What is required
Pictures are not part of the copy. Retype the lines from the first one through the line that contains "import React from 'react';".

Source data

--------

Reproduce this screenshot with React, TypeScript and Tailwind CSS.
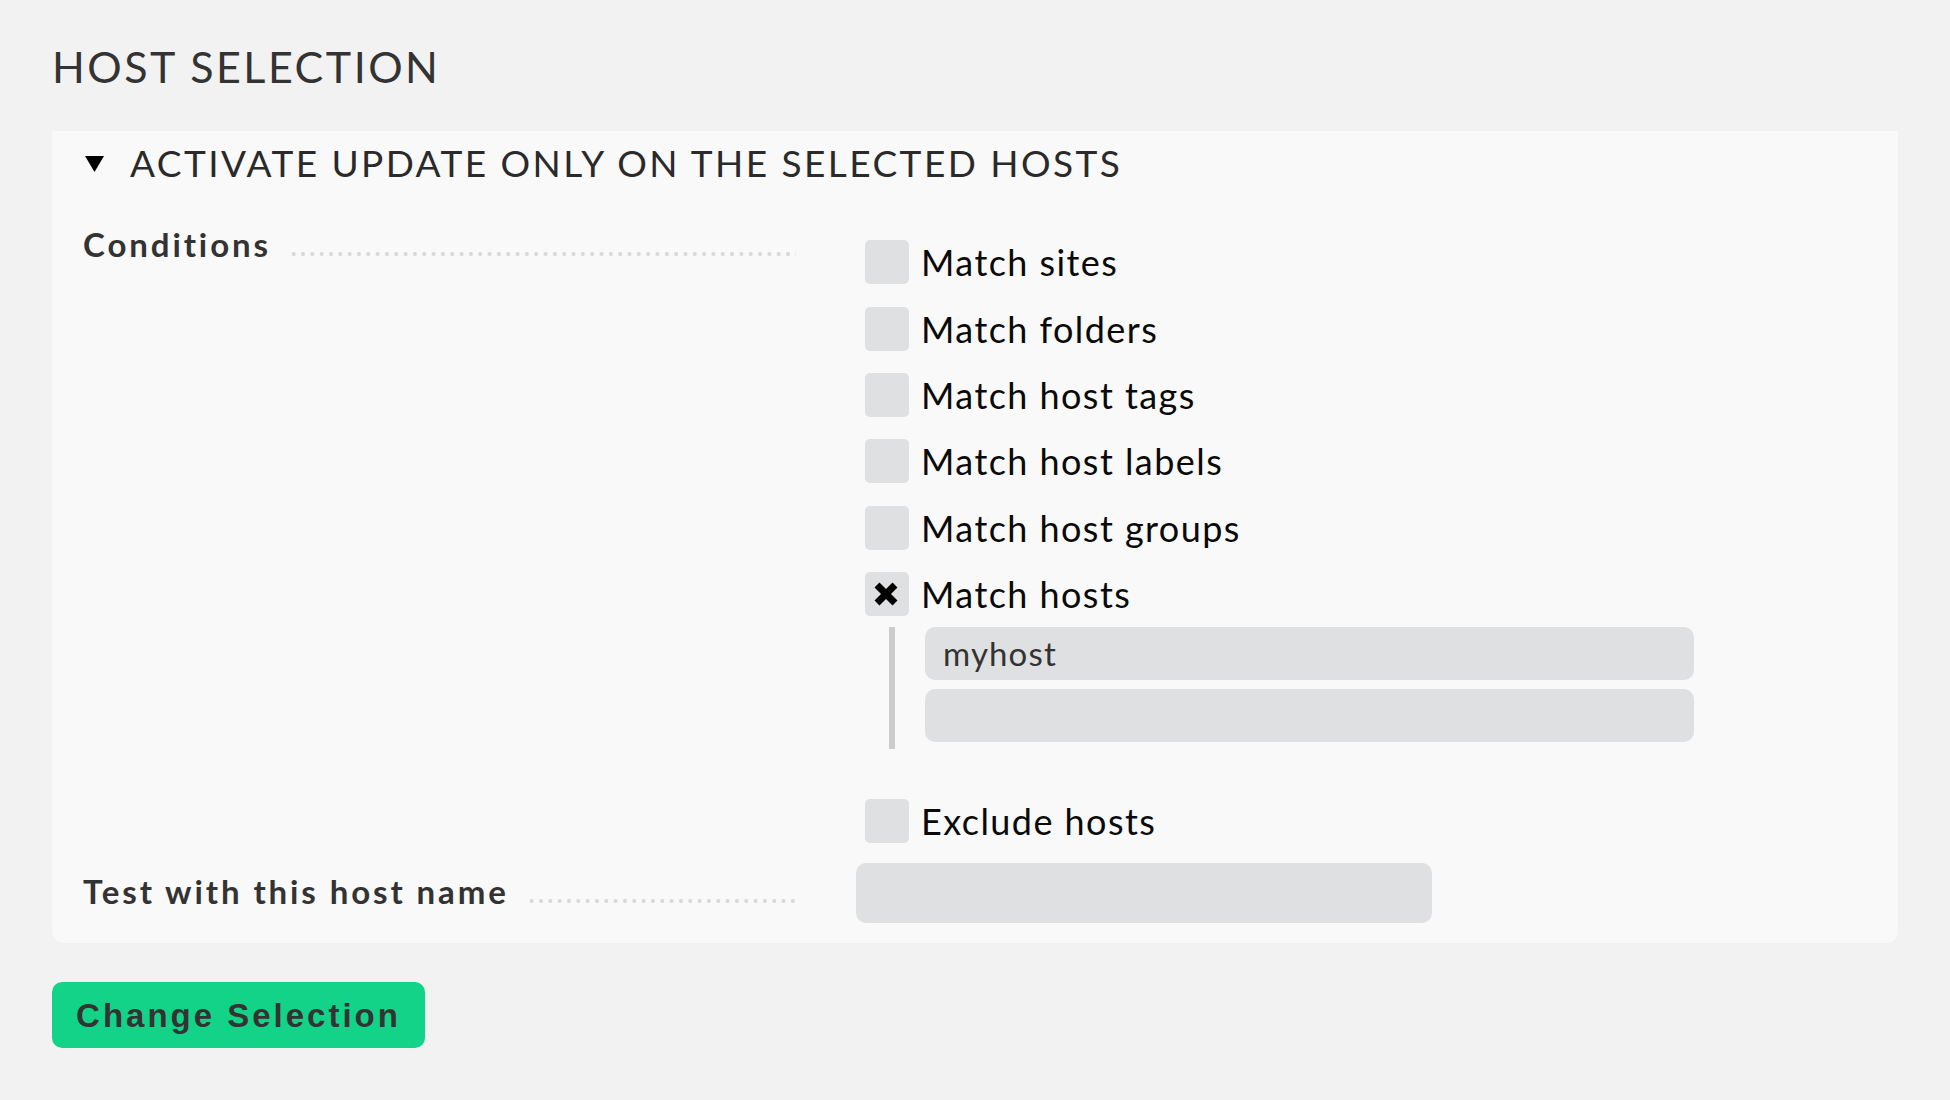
import React from 'react';

const conditions = [
  { label: 'Match sites', checked: false },
  { label: 'Match folders', checked: false },
  { label: 'Match host tags', checked: false },
  { label: 'Match host labels', checked: false },
  { label: 'Match host groups', checked: false },
  { label: 'Match hosts', checked: true },
];

function Checkbox({ checked }: { checked?: boolean }) {
  return (
    <span className="flex h-[44px] w-[44px] shrink-0 items-center justify-center rounded-[5px] bg-[#dfe0e2]">
      {checked && (
        <svg width="26" height="26" viewBox="0 0 26 26" className="-ml-[3px]">
          <path d="M4 4 L22 22 M22 4 L4 22" stroke="#000" strokeWidth="7" />
        </svg>
      )}
    </span>
  );
}

function CheckRow({ label, checked }: { label: string; checked?: boolean }) {
  return (
    <label className="flex h-[66.4px] items-center gap-[12px] text-[36px] leading-none tracking-[0.04em] text-[#0a0a0a]">
      <Checkbox checked={checked} />
      <span>{label}</span>
    </label>
  );
}

// legend cell: bold label followed by a dotted leader
function Legend({ children }: { children: React.ReactNode }) {
  return (
    <div className="flex w-[773px] shrink-0 items-end">
      <span className="text-[33px] font-bold leading-none tracking-[0.088em] text-[#333]">{children}</span>
      <span className="mb-[3px] ml-[18px] mr-[60px] h-[8px] flex-1 bg-[radial-gradient(circle,#d9d9d9_1.8px,transparent_2.3px)] bg-[length:9.33px_8px] bg-repeat-x" />
    </div>
  );
}

export default function App() {
  return (
    <div className="min-h-screen bg-[#f2f2f2] px-[52px] pt-[45px] font-['Lato',sans-serif]">
      <h3 className="text-[43px] font-normal uppercase leading-none tracking-[0.058em] text-[#333]">
        Host selection
      </h3>

      <div className="mt-[43px] rounded-b-[12px] bg-[#f9f9f9] pb-[20px] pl-[31px] pt-[13px]">
        {/* fold header */}
        <div className="flex items-center">
          <svg width="19" height="16" viewBox="0 0 19 16" className="ml-[2px] mt-[2px]">
            <polygon points="0,0 19,0 9.5,16" fill="#000" />
          </svg>
          <span className="ml-[26px] text-[37px] uppercase leading-none tracking-[0.066em] text-[#2a2a2a]">
            Activate update only on the selected hosts
          </span>
        </div>

        {/* conditions */}
        <div className="mt-[47px] flex items-start">
          <Legend>Conditions</Legend>
          <div className="mt-[1px] flex flex-col pl-[9px]">
            {conditions.map((c) => (
              <CheckRow key={c.label} label={c.label} checked={c.checked} />
            ))}
            <div className="mb-[38.5px] ml-[24px] flex flex-col gap-[9px] border-l-[6px] border-[#cccccc] pb-[7px] pl-[30px]">
              <div className="flex h-[53px] w-[769px] items-center rounded-[10px] bg-[#dfe0e2] pl-[18px] text-[33px] leading-none tracking-[0.035em] text-[#333]">
                myhost
              </div>
              <div className="h-[53px] w-[769px] rounded-[10px] bg-[#dfe0e2]" />
            </div>
            <CheckRow label="Exclude hosts" />
          </div>
        </div>

        {/* test host name */}
        <div className="mt-[9px] flex items-start">
          <div className="pt-[12px]">
            <Legend>Test with this host name</Legend>
          </div>
          <div className="h-[60px] w-[576px] rounded-[10px] bg-[#dfe0e2]" />
        </div>
      </div>

      <button className="mt-[39px] flex h-[66px] w-[373px] items-center justify-center rounded-[10px] bg-[#13d389] font-['Liberation_Sans',sans-serif] text-[33px] font-bold leading-none tracking-[3px] text-[#333]">
        Change Selection
      </button>
    </div>
  );
}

--------

Result of the exercise
Reproduce this screenshot with React, TypeScript and Tailwind CSS.
import React from 'react';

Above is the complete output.